By entering Pivot Billions’ PivotView, I visualized the data using a heatmap to compare the distribution of tips for cash and credit card passengers.

It was immediately clear that people paying in cash generally did not pay a tip or, more likely, the driver did not report a tip. However, credit card users typically paid ~16% tip, possibly due to the ease of the taxis’ touch panel payment system for credit card users.

Now that I understood a bit more about passenger and taxi tip behavior I wanted to see if I could find any other trends underlying the data. Quickly pivoting the data again to view the number of trips and trip distance statistics by year and month, I started to draw some new insights. By visualizing the data as a LineChart in PivotView and comparing the total trip distances by year to the average trip distances by year, I noticed an interesting discrepancy.

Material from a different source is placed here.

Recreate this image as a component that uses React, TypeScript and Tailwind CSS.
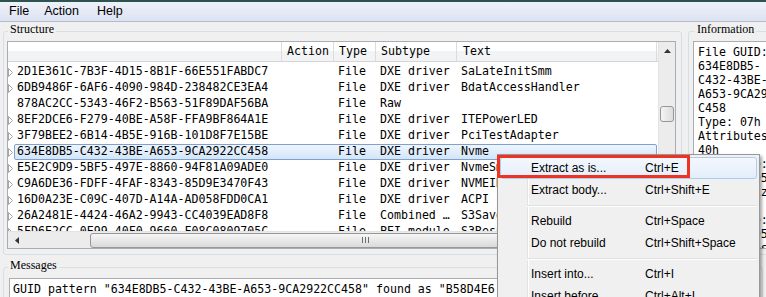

Though the total trip distances were decreasing year over year, the average distances were rising slightly. The growing popularity of ridesharing in recent years is likely responsible for this trend, a nearly 40% reduction in total trip distances logged from 2009 to 2017.

By incorporating the rideshare data from the NYC Taxi and Limousine Commission Trip Record Data , and doing a quick comparison of total 2015 -2018 trips in the months of January, it shows a pretty remarkable shift in the riding habits in NYC.

This chart seems to validate the underlying trend surmised in the prior analysis, that rideshare growth has eroded yellow taxi ridership by nearly 40%.

Diving into large datasets like these can be a challenge and incredibly time consuming, but with PivotBillions, it just takes a few minutes from start to finish.